Pues a doña Matilde, concubina a la sazón del párroco de Villapedre a mediados del siglo XVIII, quién a su vez era oriundo de Andujar, y tenía la sana costumbre de tener siempre en casa una tinaja de buen aceite de oliva de su tierra cordobesa.

Una noche que la brava asturiana no estaba para risas, cogió un par de aquellas llamadas turmas de tierra, que su prima le había traído de las tierras de Mondoñedo diciendo que con hambre hasta se podían comer, y, partidas a guisa de panza de calamar, las echó en aceite hirviendo, diciendo para sí: “A ver de esta revientas de una vez, andaluz de mal agüero.”

Pero el curita, a quién le habían dicho que el arzobispo gallego estaba por la labor de cobrar diezmos por aquella extraña trufa blanca, se puso como el Quico, y lejos de reventar, le dijo a su manceba: “Mati -así la llamaba en la intimidad del hogar-, desde hoy esta cenita la quiero todas las noches».

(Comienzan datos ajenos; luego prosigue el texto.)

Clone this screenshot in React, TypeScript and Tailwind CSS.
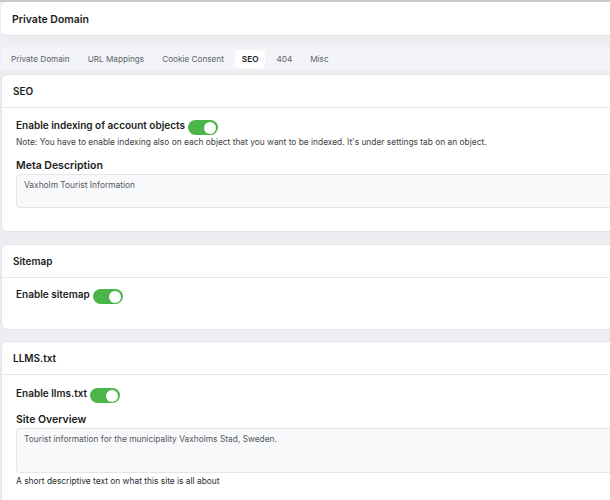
import React from "react";

function Toggle() {
  return (
    <span className="inline-flex h-[15px] w-[30px] translate-y-[2px] items-center justify-end rounded-full bg-[#4cb548] p-[2px] align-middle">
      <span className="h-[12px] w-[12px] rounded-full bg-white" />
    </span>
  );
}

export default function App() {
  const body = { fontFamily: "Inter, 'Liberation Sans', sans-serif" };
  return (
    <div className="h-[500px] w-[610px] overflow-hidden bg-[#eceef1]" style={body}>
      <div className="w-[640px] border-t-2 border-[#c9cacc]">
        <div className="ml-px flex h-[34px] items-center rounded-l-md border-b border-[#dfe1e4] bg-white pl-[11px] pt-[2px] text-[10.5px] font-semibold text-[#1b1d21]">
          Private Domain
        </div>
        <div className="ml-px mt-[11px] flex h-[23px] items-center gap-[4px] bg-[#f2f4f8] pl-[3px] pt-[1px] text-[8.2px] text-[#5d6169]">
          <span className="px-[7px]">Private Domain</span>
          <span className="px-[7px]">URL Mappings</span>
          <span className="px-[7px]">Cookie Consent</span>
          <span className="rounded-[4px] bg-white px-[7px] py-[3px] font-semibold text-[#1b1d21]">SEO</span>
          <span className="px-[7px]">404</span>
          <span className="px-[7px]">Misc</span>
        </div>

        <div className="ml-px mt-[4px] h-[158px] rounded-l-md border border-[#e1e3e6] bg-white">
          <div className="flex h-[33px] items-center border-b border-[#e7e8eb] pl-[11px] pt-[1px] text-[10px] font-semibold text-[#1b1d21]">SEO</div>
          <div className="pl-[14px] pt-[10px]">
            <div className="flex items-center gap-[3px] text-[10px] font-semibold text-[#1b1d21]">
              Enable indexing of account objects <Toggle />
            </div>
            <div className="mt-[3px] text-[8.4px] text-[#3c3f45]">
              Note: You have to enable indexing also on each object that you want to be indexed. It's under settings tab on an object.
            </div>
            <div className="mt-[9px] text-[10.5px] font-semibold text-[#1b1d21]">Meta Description</div>
            <div className="mt-px h-[34px] rounded-l-[4px] border border-[#e3e5e8] bg-[#f8f9fb] pl-[7px] pt-[4px] text-[8.4px] text-[#55585e]">
              Vaxholm Tourist Information
            </div>
          </div>
        </div>

        <div className="ml-px mt-[12px] h-[86px] rounded-l-md border border-[#e1e3e6] bg-white">
          <div className="flex h-[33px] items-center border-b border-[#e7e8eb] pl-[11px] pt-[1px] text-[10px] font-semibold text-[#1b1d21]">Sitemap</div>
          <div className="flex items-center gap-[3px] pl-[14px] pt-[9px] text-[10px] font-semibold text-[#1b1d21]">
            Enable sitemap <Toggle />
          </div>
        </div>

        <div className="ml-px mt-[11px] h-[170px] rounded-l-md border border-[#e1e3e6] bg-white">
          <div className="flex h-[33px] items-center border-b border-[#e7e8eb] pl-[11px] pt-[1px] text-[10px] font-semibold text-[#1b1d21]">LLMS.txt</div>
          <div className="pl-[14px] pt-[11px]">
            <div className="flex items-center gap-[3px] text-[10px] font-semibold text-[#1b1d21]">
              Enable llms.txt <Toggle />
            </div>
            <div className="mt-[11px] text-[10.5px] font-semibold text-[#1b1d21]">Site Overview</div>
            <div className="h-[45px] rounded-l-[4px] border border-[#e3e5e8] bg-[#f8f9fb] pl-[7px] pt-[4px] text-[8.4px] text-[#55585e]">
              Tourist information for the municipality Vaxholms Stad, Sweden.
            </div>
            <div className="mt-[2px] text-[8.4px] text-[#2a2d33]">A short descriptive text on what this site is all about</div>
          </div>
        </div>
      </div>
    </div>
  );
}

Dicen que poco después acertó a pasar por allí el legendario gastrónomo lucense J. de Candelucus, que volvía de la fiesta que habían dado los muchachos en el patíbulo parisino en honor de Luis XVI y su esposa María Antonieta y, al probar aquel manjar se sorprendió, pero como buen gallego, guardó el secreto para sacarle partido en mejor momento.

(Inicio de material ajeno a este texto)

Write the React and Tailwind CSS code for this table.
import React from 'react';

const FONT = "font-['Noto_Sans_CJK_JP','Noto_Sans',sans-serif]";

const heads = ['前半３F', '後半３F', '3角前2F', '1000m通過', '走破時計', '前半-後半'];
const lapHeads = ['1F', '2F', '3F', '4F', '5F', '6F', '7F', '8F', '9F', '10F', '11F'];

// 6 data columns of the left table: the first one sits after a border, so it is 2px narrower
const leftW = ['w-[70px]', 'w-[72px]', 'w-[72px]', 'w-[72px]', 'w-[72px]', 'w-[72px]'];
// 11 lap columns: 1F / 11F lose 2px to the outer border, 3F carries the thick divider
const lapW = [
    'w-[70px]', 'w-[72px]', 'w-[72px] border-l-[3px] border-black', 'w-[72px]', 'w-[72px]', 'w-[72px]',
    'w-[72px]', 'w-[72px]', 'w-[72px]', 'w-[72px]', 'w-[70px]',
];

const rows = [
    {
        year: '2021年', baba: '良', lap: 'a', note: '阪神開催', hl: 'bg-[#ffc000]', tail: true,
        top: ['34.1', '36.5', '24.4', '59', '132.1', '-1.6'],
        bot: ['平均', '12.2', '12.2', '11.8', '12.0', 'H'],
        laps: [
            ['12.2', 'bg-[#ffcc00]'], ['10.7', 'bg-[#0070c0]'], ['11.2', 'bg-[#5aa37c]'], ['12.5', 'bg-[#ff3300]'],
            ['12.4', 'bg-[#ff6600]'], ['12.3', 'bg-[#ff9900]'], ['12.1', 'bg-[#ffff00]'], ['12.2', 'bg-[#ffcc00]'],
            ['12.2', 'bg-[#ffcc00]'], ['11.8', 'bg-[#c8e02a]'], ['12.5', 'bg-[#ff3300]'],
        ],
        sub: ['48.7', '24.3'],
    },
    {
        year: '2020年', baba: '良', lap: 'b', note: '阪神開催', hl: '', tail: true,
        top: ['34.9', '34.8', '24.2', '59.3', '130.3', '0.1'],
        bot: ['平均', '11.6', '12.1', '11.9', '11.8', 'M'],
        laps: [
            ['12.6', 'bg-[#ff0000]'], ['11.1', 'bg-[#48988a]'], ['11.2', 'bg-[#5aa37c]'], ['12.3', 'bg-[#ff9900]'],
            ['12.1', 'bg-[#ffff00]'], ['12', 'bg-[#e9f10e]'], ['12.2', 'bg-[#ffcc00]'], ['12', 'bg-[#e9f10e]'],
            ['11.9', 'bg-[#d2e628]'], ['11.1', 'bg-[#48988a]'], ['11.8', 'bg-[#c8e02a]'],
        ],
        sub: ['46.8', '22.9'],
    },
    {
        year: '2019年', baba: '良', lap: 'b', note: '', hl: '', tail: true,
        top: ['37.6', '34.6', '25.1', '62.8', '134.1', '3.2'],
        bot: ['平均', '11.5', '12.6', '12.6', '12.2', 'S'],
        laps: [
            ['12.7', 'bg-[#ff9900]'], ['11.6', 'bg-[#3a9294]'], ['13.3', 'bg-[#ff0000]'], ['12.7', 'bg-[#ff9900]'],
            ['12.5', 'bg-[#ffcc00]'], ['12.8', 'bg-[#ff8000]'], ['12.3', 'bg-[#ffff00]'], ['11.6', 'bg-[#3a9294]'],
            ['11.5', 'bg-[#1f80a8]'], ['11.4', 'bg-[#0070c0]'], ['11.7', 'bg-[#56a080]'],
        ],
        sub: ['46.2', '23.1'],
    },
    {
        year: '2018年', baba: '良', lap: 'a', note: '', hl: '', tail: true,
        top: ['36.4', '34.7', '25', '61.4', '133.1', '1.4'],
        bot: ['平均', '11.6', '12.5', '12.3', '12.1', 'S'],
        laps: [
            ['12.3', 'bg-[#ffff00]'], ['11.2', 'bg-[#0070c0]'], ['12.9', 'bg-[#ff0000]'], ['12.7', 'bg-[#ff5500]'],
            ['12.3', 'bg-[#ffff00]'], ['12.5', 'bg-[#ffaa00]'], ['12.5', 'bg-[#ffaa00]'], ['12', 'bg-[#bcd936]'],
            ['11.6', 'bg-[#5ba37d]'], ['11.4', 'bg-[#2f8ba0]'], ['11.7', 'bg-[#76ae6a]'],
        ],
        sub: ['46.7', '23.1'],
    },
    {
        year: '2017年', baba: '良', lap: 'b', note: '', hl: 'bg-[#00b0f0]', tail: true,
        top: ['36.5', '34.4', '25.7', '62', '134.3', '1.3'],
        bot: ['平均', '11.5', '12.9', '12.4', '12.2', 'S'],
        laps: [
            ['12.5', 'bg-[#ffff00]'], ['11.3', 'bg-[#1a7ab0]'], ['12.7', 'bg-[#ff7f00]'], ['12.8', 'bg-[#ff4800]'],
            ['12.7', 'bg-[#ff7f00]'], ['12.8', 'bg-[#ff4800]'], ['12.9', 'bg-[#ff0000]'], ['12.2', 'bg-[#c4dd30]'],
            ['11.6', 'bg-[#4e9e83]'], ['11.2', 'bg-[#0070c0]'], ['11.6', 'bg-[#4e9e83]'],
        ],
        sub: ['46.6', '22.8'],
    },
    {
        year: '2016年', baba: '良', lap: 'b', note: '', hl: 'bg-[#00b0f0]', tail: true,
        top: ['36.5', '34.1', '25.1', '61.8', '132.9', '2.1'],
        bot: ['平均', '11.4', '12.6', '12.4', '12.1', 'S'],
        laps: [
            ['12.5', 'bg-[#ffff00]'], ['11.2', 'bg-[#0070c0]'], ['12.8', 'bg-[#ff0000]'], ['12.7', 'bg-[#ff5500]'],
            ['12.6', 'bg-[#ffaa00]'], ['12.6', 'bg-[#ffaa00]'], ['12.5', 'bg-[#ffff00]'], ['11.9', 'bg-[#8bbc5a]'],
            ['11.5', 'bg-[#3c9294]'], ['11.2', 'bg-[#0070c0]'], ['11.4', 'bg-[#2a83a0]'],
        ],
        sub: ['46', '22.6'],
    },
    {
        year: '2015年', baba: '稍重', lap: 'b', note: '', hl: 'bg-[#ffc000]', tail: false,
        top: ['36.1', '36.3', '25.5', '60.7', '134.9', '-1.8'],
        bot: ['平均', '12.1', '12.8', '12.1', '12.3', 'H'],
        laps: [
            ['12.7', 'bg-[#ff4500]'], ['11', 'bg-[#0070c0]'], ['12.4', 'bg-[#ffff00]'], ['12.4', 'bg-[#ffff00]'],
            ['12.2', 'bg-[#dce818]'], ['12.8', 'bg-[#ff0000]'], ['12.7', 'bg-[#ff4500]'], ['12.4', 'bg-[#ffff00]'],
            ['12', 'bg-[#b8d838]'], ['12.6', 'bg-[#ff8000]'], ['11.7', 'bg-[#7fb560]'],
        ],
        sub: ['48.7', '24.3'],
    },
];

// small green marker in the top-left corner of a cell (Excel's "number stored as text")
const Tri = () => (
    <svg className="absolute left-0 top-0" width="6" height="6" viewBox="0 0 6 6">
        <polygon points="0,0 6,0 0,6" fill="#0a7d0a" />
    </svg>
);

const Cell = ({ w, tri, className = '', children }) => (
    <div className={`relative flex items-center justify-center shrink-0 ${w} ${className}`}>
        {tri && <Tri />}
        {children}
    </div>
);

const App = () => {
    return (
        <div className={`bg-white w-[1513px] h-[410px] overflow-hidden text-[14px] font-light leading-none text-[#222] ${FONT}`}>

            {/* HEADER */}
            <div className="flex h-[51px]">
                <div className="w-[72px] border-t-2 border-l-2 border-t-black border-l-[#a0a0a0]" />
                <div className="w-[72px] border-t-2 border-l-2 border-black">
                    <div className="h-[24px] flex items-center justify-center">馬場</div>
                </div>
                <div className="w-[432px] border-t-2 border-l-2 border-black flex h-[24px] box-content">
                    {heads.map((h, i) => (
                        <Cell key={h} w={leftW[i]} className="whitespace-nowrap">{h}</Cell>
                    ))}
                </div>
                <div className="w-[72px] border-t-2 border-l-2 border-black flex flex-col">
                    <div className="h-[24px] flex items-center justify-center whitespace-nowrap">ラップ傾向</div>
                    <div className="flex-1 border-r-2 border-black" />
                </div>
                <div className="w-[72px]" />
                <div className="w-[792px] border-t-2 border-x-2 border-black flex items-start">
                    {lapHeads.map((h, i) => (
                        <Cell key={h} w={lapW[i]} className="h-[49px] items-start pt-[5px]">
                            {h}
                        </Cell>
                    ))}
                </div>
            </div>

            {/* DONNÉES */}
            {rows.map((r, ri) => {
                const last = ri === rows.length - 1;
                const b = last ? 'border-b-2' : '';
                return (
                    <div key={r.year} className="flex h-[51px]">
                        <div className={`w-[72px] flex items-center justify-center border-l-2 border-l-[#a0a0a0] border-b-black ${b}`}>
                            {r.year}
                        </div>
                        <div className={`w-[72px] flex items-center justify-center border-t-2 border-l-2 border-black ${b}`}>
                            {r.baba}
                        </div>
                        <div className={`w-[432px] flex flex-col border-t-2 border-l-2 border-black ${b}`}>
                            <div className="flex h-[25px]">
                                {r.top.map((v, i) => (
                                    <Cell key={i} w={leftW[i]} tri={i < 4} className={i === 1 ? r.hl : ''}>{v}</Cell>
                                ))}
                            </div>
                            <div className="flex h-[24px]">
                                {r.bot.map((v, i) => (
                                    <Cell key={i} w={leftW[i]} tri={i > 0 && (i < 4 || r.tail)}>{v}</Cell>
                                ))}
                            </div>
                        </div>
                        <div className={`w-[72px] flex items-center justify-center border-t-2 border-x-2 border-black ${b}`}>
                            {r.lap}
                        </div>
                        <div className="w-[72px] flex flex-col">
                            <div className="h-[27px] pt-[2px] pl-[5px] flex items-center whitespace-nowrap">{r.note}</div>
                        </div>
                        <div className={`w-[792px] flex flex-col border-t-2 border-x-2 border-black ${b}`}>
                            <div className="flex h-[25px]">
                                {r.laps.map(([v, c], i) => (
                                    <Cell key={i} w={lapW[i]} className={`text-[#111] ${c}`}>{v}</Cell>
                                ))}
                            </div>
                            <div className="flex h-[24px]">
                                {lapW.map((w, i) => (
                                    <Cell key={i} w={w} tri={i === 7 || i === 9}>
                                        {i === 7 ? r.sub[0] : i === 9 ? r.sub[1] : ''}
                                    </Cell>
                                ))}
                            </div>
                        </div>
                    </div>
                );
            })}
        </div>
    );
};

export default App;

Al parecer fue años después cuando, en una noche de tiros y aguardiente, se lo dijo a su compañero de mus Antoine Augustin Parmentier, y aunque este hizo la prueba con mantequilla, el éxito fue tal, que la faz del mundo cambió.

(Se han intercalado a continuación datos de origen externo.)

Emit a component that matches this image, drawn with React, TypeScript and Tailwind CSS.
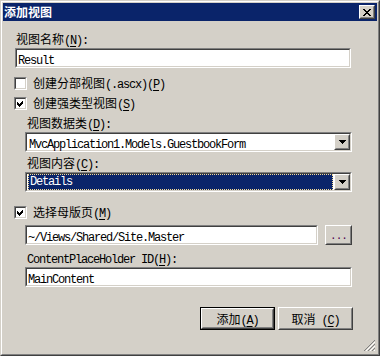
import type { ReactNode } from "react";

// Windows classic "添加视图" dialog

const CJK = /[\u3000-\u303f\u4e00-\u9fff\uff00-\uffef]+|[^\u3000-\u303f\u4e00-\u9fff\uff00-\uffef]+/g;

function Runs({ s }: { s: string }) {
  const parts = s.match(CJK) ?? [];
  return (
    <>
      {parts.map((p, i) =>
        /[\u4e00-\u9fff]/.test(p) ? (
          <span key={i} className="font-['Noto_Sans_CJK_SC',sans-serif] text-[12px]">
            {p}
          </span>
        ) : (
          <span key={i} className="font-['Liberation_Mono',monospace] text-[12px] tracking-[-1.2px] whitespace-pre">
            {p}
          </span>
        )
      )}
    </>
  );
}

// "&X" marks the mnemonic letter
function Mn({ text }: { text: string }) {
  const i = text.indexOf("&");
  if (i < 0) return <span><Runs s={text} /></span>;
  return (
    <span className="whitespace-nowrap">
      <Runs s={text.slice(0, i)} />
      <span className="underline underline-offset-2">
        <Runs s={text.slice(i + 1, i + 2)} />
      </span>
      <Runs s={text.slice(i + 2)} />
    </span>
  );
}

function Sunken({ className, children }: { className?: string; children?: ReactNode }) {
  return (
    <div className={"border border-t-[#808080] border-l-[#808080] border-r-white border-b-white " + (className ?? "")}>
      <div className="h-full border border-t-[#404040] border-l-[#404040] border-r-[#d4d0c8] border-b-[#d4d0c8] bg-white flex items-center">
        {children}
      </div>
    </div>
  );
}

function Raised({ className, children }: { className?: string; children?: ReactNode }) {
  return (
    <div className={"border border-t-white border-l-white border-r-[#404040] border-b-[#404040] bg-[#d4d0c8] " + (className ?? "")}>
      <div className="h-full border border-t-[#d4d0c8] border-l-[#d4d0c8] border-r-[#808080] border-b-[#808080] flex items-center justify-center">
        {children}
      </div>
    </div>
  );
}

function Check({ checked }: { checked?: boolean }) {
  return (
    <Sunken className="w-[13px] h-[13px] shrink-0">
      {checked && (
        <svg width="9" height="9" viewBox="0 0 9 9" shapeRendering="crispEdges">
          <path d="M1 3h1v1h1v1h1v-1h1v-1h1v-1h1v3h-1v1h-1v1h-1v1h-1v-1h-1v-1h-1z" fill="#000" />
        </svg>
      )}
    </Sunken>
  );
}

function Arrow() {
  return (
    <svg width="7" height="4" viewBox="0 0 7 4" shapeRendering="crispEdges">
      <path d="M0 0h7v1h-1v1h-1v1h-1v1h-1v-1h-1v-1h-1v-1h-1z" fill="#000" />
    </svg>
  );
}

function Combo({ value, selected }: { value: string; selected?: boolean }) {
  return (
    <Sunken className="ml-[22px] w-[327px] h-[20px]">
      <div className="flex-1 h-full flex items-center pl-[1px] pr-[1px]">
        {selected ? (
          <div className="w-full h-full bg-[#0a246a] text-white border border-dotted border-[#f5db95] flex items-center pl-[1px] leading-none">
            <Runs s={value} />
          </div>
        ) : (
          <div className="pl-[1px] leading-none text-black">
            <Runs s={value} />
          </div>
        )}
      </div>
      <Raised className="w-[16px] h-full shrink-0">
        <Arrow />
      </Raised>
    </Sunken>
  );
}

export default function App() {
  return (
    <div className="w-[380px] h-[356px] bg-[#d4d0c8] border border-t-[#d4d0c8] border-l-[#d4d0c8] border-r-[#404040] border-b-[#404040] text-black relative">
      <div className="h-full border border-t-white border-l-white border-r-[#808080] border-b-[#808080] p-[1px] flex flex-col">
        {/* Title bar */}
        <div className="h-[18px] bg-[#0a246a] flex items-center justify-between pl-[1px] pr-[2px]">
          <span className="text-white font-bold font-['Noto_Sans_CJK_SC',sans-serif] text-[12px] leading-none">添加视图</span>
          <Raised className="w-[16px] h-[14px]">
            <svg width="8" height="7" viewBox="0 0 8 7" shapeRendering="crispEdges">
              <path d="M0 0h2v1h1v1h2v-1h1v-1h2v1h-1v1h-1v1h-1v1h1v1h1v1h1v1h-2v-1h-1v-1h-2v1h-1v1h-2v-1h1v-1h1v-1h1v-1h-1v-1h-1v-1h-1z" fill="#000" />
            </svg>
          </Raised>
        </div>

        {/* Body */}
        <div className="flex flex-col leading-[14px]">
          <div className="mt-[11px] ml-[13px] h-[14px] flex items-center">
            <Mn text="视图名称(&N):" />
          </div>
          <Sunken className="mt-[2px] ml-[12px] w-[336px] h-[20px]">
            <span className="pl-[1px] leading-none">
              <Runs s="Result" />
            </span>
          </Sunken>

          <div className="mt-[9px] ml-[11px] h-[13px] flex items-center gap-[6px]">
            <Check />
            <Mn text="创建分部视图(.ascx)(&P)" />
          </div>
          <div className="mt-[7px] ml-[11px] h-[13px] flex items-center gap-[6px]">
            <Check checked />
            <Mn text="创建强类型视图(&S)" />
          </div>

          <div className="mt-[6px] ml-[24px] h-[14px] flex items-center">
            <Mn text="视图数据类(&D):" />
          </div>
          <div className="mt-[2px]">
            <Combo value="MvcApplication1.Models.GuestbookForm" />
          </div>

          <div className="mt-[4px] ml-[24px] h-[14px] flex items-center">
            <Mn text="视图内容(&C):" />
          </div>
          <div className="mt-[2px]">
            <Combo value="Details" selected />
          </div>

          <div className="mt-[14px] ml-[11px] h-[13px] flex items-center gap-[6px]">
            <Check checked />
            <Mn text="选择母版页(&M)" />
          </div>

          <div className="mt-[6px] ml-[22px] flex gap-[7px]">
            <Sunken className="w-[293px] h-[20px]">
              <span className="pl-[1px] leading-none">
                <Runs s="~/Views/Shared/Site.Master" />
              </span>
            </Sunken>
            <Raised className="w-[27px] h-[20px]">
              <span className="font-['Liberation_Mono',monospace] text-[11px] text-[#500050] leading-none tracking-[-1px] pt-[3px]">...</span>
            </Raised>
          </div>

          <div className="mt-[6px] ml-[24px] h-[14px] flex items-center">
            <Mn text="ContentPlaceHolder ID(&H):" />
          </div>
          <Sunken className="mt-[2px] ml-[22px] w-[327px] h-[20px]">
            <span className="pl-[1px] leading-none">
              <Runs s="MainContent" />
            </span>
          </Sunken>

          <div className="mt-[20px] flex justify-end gap-[3px] pr-[24px]">
            <div className="border border-black">
              <Raised className="w-[73px] h-[21px]">
                <span className="leading-none">
                  <Mn text="添加(&A)" />
                </span>
              </Raised>
            </div>
            <Raised className="w-[75px] h-[23px]">
              <span className="leading-none">
                <Mn text="取消 (&C)" />
              </span>
            </Raised>
          </div>
        </div>
      </div>

      {/* Size grip */}
      <svg className="absolute right-[3px] bottom-[3px]" width="12" height="12" viewBox="0 0 12 12" shapeRendering="crispEdges">
        <path d="M11 0L0 11M11 4L4 11M11 8L8 11" stroke="#808080" strokeWidth="1.4" />
        <path d="M11 2L2 11M11 6L6 11M11 10L10 11" stroke="#ffffff" strokeWidth="1" />
      </svg>
    </div>
  );
}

Desde entonces y a galaxias de distancia, el planeta Tierra huele a papas fritas.

Por ellas los hombres luchan y mueren, y desde Alaska hasta Tasmania, en cualquier boliche del mundo por apartado que esté, siempre habrá un plato de papas fritas con que consolar al más miserable trotamundos.

No se crean que hacerlas es tarea fácil, porque desde que se inventaron las freidoras y el aceite de maravilla, conseguir un plato de buenas papas fritas, es más difícil que una buena terrina de hígado de pato al Armagnac.

Haber haylas en cualquier sitio, pero buenas ¡Ay Dios! eso ya es harina de otro costal.

Desde estas páginas reivindico su nobleza y protagonismo. Pido para ellas una cofradía gastronómica y un monumento de suscripción pública, y me comprometo a publicar una relación de restaurantes donde las preparen y sirvan como Dios manda.

Espero contar con la ayuda de todos ustedes. Deo gratias.